Cette uniformisation des textes dans leur aspect et leur accès, rend possible leur inté-gration dans une base de données unique, où les textes ne sont rien de plus que des conteneurs d'informations. C'est ici que le projet Google Books prend tout son sens : dans la perte d'une valeur jusqu'ici matériellement associée aux textes, dans leur neutralisation autorisant la stricte équivalence des données qu'ils contiennent.
Le web, forêt textuelle
Roger Chartier s'intéresse aussi aux formes d'écriture vivante sur la toile. Le texte y est "plié", comme le dit si bien Antonio Rodriguez de la Heras; au lecteur donc de le déplier via les liens hypertextes. Par aileurs, comme le souligne Chartier dans une autre intervention, les pages de blogs, qui mêlent sur une même page texte original et commentaires, "efface(nt) le cloisonnement entre écrire et lire, favorise(nt) une écriture collective qui fait perdre à l'écrivain solitaire sa souveraine autorité. Ce nouveau mode de publication donne à lire des oeuvres dans leur mouvement, non dans leur fixité". On pourrait ajouter que ce mode de publication fait aussi apparaître le flux d'interactions dans lequel s'élabore une oeuvre, aujourd'hui comme autrefois.
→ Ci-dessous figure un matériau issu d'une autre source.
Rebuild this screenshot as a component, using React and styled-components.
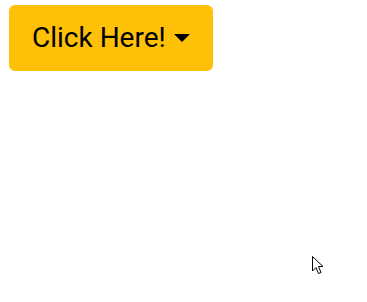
import React from "react";
import styled, { createGlobalStyle } from "styled-components";

const GlobalStyle = createGlobalStyle`
  html, body {
    margin: 0;
    padding: 0;
    background: #ffffff;
    font-family: Roboto, "Liberation Sans", sans-serif;
  }
`;

const Page = styled.div`
  position: relative;
  width: 367px;
  height: 302px;
  padding: 5px 9px;
  box-sizing: border-box;
`;

const DropdownButton = styled.button`
  display: inline-flex;
  align-items: center;
  height: 66px;
  padding: 0 22px;
  background-color: #ffc107;
  border: 1px solid #ffc107;
  border-radius: 6px;
  color: #000000;
  font-family: Roboto, "Liberation Sans", sans-serif;
  font-size: 28px;
  line-height: 1.5;
  cursor: pointer;

  &::after {
    content: "";
    display: inline-block;
    margin-left: 8px;
    border-top: 8px solid #000000;
    border-left: 8px solid transparent;
    border-right: 8px solid transparent;
    border-bottom: 0;
  }
`;

const Cursor = styled.svg`
  position: absolute;
  left: 312px;
  top: 256px;
`;

const App = () => {
  return (
    <>
      <GlobalStyle />
      <Page>
        <DropdownButton>Click Here!</DropdownButton>
        <Cursor width="14" height="20" viewBox="0 0 14 20">
          <path
            d="M0.5 0.5 L0.5 15 L4 11.5 L6.5 17.5 L9 16.5 L6.5 10.5 L11 10.5 Z"
            fill="#ffffff"
            stroke="#000000"
            strokeWidth="1"
          />
        </Cursor>
      </Page>
    </>
  );
};

export default App;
Le web est donc une "forêt textuelle", pour reprendre la jolie métaphore de Roger Chartier, bien plus qu'une bibliothèque. Les textes n'y sont ni des livres ni des oeuvres stables, mais à la fois des pages-écrans incitant à les considérer comme des conteneurs à informations, et des textes dynamiques nourris de la multitude. Chartier se pose en historien qui nous aide à distinguer ce que l'histoire nous montre des évolutions du livre, de la lecture et de ses suports au fil du temps, et s'en remet à d'autres auteurs, tels François Bon et Milad Doueihi, pour décrypter ce qui se passe maintenant et avec notre concours en ces domaines.